_Exercise task_: Identify and copy all lines of the material where the string "with" is found.

_The input_:
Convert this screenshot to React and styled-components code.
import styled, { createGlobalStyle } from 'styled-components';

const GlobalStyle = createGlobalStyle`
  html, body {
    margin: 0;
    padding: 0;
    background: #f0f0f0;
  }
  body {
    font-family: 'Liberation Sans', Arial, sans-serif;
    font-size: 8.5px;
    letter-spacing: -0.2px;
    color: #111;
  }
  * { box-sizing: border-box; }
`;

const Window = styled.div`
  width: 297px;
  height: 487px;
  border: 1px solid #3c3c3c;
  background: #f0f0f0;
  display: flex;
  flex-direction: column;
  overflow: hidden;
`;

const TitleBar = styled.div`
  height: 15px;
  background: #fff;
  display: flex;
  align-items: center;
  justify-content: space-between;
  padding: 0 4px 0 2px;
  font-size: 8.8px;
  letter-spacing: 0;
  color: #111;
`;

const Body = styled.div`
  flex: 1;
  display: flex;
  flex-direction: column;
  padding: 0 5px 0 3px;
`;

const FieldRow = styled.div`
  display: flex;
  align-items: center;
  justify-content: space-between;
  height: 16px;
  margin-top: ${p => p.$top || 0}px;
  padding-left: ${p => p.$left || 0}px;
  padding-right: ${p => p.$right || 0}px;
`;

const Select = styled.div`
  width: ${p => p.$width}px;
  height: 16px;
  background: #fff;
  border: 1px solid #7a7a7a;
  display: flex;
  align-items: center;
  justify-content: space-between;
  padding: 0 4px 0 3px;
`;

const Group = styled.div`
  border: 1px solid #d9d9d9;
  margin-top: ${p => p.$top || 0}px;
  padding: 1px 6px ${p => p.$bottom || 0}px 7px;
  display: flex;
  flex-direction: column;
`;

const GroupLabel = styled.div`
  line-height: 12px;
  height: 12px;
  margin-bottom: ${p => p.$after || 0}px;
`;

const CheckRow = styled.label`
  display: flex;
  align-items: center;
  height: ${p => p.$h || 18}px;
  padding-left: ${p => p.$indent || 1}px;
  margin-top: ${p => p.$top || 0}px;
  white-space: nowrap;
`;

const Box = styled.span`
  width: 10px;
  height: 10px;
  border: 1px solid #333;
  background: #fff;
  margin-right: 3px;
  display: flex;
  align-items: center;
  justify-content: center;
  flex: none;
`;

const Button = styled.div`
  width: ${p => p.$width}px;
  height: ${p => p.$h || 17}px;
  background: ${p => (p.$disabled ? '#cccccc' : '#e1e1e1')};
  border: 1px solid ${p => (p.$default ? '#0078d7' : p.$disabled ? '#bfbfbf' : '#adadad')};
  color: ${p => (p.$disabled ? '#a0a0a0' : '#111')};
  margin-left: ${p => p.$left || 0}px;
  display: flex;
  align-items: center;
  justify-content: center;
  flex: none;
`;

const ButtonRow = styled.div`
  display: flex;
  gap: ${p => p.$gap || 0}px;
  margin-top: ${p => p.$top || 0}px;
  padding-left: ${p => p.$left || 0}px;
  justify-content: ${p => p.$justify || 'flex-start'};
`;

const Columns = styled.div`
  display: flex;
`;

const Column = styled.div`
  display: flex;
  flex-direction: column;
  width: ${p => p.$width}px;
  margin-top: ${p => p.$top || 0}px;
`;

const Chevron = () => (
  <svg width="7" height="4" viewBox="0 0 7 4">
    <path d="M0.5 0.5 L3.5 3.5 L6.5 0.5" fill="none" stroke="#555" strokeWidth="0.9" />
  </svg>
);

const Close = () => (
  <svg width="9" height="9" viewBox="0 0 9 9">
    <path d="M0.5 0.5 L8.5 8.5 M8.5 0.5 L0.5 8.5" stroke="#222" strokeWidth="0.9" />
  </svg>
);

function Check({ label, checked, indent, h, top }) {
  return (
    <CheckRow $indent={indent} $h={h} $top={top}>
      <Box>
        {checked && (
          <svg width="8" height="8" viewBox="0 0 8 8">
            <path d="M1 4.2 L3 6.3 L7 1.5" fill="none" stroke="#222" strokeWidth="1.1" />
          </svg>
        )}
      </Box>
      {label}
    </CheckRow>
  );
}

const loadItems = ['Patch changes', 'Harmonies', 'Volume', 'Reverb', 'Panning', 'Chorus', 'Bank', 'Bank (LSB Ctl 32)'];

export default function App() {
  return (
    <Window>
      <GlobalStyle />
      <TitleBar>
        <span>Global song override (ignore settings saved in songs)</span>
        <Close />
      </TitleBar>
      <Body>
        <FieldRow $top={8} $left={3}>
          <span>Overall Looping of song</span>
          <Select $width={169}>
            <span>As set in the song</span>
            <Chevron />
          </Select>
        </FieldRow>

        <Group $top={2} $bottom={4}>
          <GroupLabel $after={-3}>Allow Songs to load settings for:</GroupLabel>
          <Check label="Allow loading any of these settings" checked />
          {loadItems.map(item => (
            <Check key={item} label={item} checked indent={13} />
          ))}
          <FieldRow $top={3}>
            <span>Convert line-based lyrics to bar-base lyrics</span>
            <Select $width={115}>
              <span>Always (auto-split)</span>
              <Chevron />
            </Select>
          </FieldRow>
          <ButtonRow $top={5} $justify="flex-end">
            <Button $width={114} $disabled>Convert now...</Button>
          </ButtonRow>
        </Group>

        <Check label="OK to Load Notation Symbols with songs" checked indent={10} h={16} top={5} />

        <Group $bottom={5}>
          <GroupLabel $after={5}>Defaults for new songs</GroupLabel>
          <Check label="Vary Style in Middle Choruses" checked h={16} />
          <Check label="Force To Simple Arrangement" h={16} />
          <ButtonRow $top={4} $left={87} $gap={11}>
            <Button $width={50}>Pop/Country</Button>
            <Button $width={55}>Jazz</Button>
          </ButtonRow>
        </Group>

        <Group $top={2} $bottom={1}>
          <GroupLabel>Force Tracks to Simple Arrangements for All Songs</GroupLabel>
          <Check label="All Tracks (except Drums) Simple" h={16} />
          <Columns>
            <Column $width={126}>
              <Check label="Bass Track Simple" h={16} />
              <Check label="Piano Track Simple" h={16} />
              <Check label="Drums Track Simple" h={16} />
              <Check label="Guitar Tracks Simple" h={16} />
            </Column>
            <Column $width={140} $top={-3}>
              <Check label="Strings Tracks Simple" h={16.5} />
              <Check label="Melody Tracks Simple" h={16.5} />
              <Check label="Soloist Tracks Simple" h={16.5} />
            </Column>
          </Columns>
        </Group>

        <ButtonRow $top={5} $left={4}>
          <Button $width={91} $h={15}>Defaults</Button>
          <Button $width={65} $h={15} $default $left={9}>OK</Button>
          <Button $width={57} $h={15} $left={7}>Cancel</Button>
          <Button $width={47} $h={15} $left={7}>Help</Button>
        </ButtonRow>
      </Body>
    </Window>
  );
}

==

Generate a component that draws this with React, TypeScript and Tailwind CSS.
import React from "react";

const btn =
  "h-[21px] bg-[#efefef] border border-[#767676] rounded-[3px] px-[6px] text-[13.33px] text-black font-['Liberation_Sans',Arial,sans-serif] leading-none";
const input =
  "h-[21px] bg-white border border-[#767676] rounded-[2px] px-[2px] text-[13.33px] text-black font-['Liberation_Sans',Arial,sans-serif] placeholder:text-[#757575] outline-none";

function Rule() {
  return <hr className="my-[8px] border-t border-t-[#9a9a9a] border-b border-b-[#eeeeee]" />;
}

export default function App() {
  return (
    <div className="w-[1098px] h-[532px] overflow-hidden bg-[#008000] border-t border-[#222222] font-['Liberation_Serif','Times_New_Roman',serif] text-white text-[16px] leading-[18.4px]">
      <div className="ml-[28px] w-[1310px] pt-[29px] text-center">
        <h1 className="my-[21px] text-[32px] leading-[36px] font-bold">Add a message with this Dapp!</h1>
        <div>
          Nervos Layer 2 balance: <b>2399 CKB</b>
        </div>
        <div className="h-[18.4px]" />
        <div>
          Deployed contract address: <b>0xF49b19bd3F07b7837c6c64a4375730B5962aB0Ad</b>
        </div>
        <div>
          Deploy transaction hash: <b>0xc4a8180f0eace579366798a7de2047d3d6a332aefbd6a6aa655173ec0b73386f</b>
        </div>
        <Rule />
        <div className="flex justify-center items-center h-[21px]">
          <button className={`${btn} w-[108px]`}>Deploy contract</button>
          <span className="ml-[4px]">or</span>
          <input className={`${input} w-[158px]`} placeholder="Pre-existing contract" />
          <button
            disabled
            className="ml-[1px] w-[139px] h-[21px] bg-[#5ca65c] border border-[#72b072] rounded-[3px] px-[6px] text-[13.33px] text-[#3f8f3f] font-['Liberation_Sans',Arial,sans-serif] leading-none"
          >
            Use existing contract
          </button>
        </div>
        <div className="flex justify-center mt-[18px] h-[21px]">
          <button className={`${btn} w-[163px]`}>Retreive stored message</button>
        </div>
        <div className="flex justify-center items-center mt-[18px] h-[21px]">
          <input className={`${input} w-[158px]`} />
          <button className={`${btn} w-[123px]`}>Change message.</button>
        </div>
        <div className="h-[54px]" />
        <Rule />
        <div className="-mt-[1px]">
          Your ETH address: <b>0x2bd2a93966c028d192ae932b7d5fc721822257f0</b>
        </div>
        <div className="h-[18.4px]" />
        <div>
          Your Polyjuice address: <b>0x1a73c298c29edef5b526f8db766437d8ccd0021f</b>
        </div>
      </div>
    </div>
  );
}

_Reply to the exercise_:
        <Check label="OK to Load Notation Symbols with songs" checked indent={10} h={16} top={5} />
Generate a component that draws this with React, TypeScript and Tailwind CSS.
        <h1 className="my-[21px] text-[32px] leading-[36px] font-bold">Add a message with this Dapp!</h1>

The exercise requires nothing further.